The Gyro Monorail

It is pretty clear we are not zipping around in flying cars anytime soon. So the pressure shifts back to the ground. How do modern cities expand public transportation as populations grow?

Turkish engineering firm Dahir Insaat believes it has an answer. The company and chief inventor Dahir Semenov argue that gyroscope-equipped vehicles can unlock a new approach to urban transit.

Here, a gyroscope is a spinning mass used to resist tipping, intended to keep the cabin upright on a single rail.

The real question is whether cities can add transit capacity without widening corridors.

What makes the “gyro monorail” idea compelling

A monorail is inherently space-efficient, but stability and ride confidence are always part of the mental model people have of “single rail” transport.

The promise of gyroscope stabilisation in this concept is straightforward. It aims to make a monorail-style vehicle feel stable and controllable even in compact, constrained city environments. If the gyro can keep the cabin level, the ride feels predictable, which is what earns trust for single-rail transport.

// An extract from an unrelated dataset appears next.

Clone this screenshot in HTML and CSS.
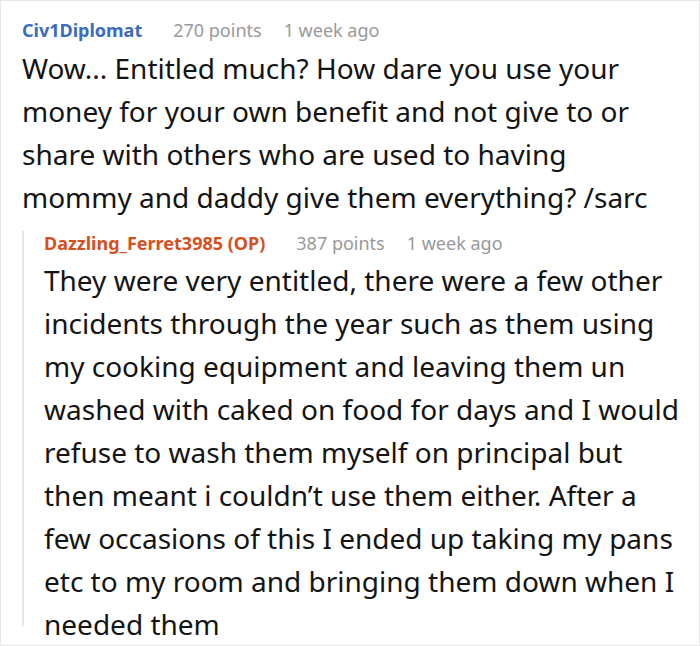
FILE: index.html
```html
<!DOCTYPE html>
<html>
<head>
<meta charset="utf-8">
<link rel="stylesheet" href="styles.css">
</head>
<body>
<div class="frame">
  <div class="comment">
    <div class="meta"><span class="author">Civ1Diplomat</span><span class="info">270 points</span><span class="info">1 week ago</span></div>
    <div class="text narrow">Wow... Entitled much? How dare you use your money for your own benefit and not give to or share with others who are used to having mommy and daddy give them everything? /sarc</div>
  </div>
  <div class="reply">
    <div class="meta"><span class="author op">Dazzling_Ferret3985 (OP)</span><span class="info">387 points</span><span class="info">1 week ago</span></div>
    <div class="text">They were very entitled, there were a few other incidents through the year such as them using my cooking equipment and leaving them un washed with caked on food for days and I would refuse to wash them myself on principal but then meant i couldn’t use them either. After a few occasions of this I ended up taking my pans etc to my room and bringing them down when I needed them</div>
  </div>
</div>
</body>
</html>
```
FILE: styles.css
```css
html, body {
  margin: 0;
  padding: 0;
  background: #fff;
}
.frame {
  width: 700px;
  height: 646px;
  box-sizing: border-box;
  border: 1px solid #e6e6e6;
  overflow: hidden;
  padding: 17px 14px 0 21px;
  font-family: "Noto Sans", "Open Sans", sans-serif;
  color: #141414;
}
.meta {
  font-size: 18px;
  line-height: 24px;
  display: flex;
  gap: 22px;
}
.author {
  font-weight: 700;
  color: #3a6bbf;
  margin-right: 9px;
}
.author.op {
  color: #d6501d;
}
.info {
  color: #999;
}
.text {
  font-size: 28px;
  line-height: 43px;
  margin-top: 5px;
}
.text.narrow {
  padding-right: 18px;
}
.reply {
  margin-top: 21px;
  border-left: 2px solid #e6e6e6;
  padding-left: 20px;
  height: 395px;
}
.reply .meta {
  margin-top: -9px;
}
.reply .text {
  margin-top: 4px;
}
```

In dense, right-of-way-constrained cities, concepts like this live or die on throughput per meter of corridor.

Why this shows up now in future-transport thinking

When a city cannot easily add lanes or widen corridors, transport concepts often converge on two goals.

Extractable takeaway: When space is the constraint, the winning transport idea is the one that increases people moved without asking for more corridor.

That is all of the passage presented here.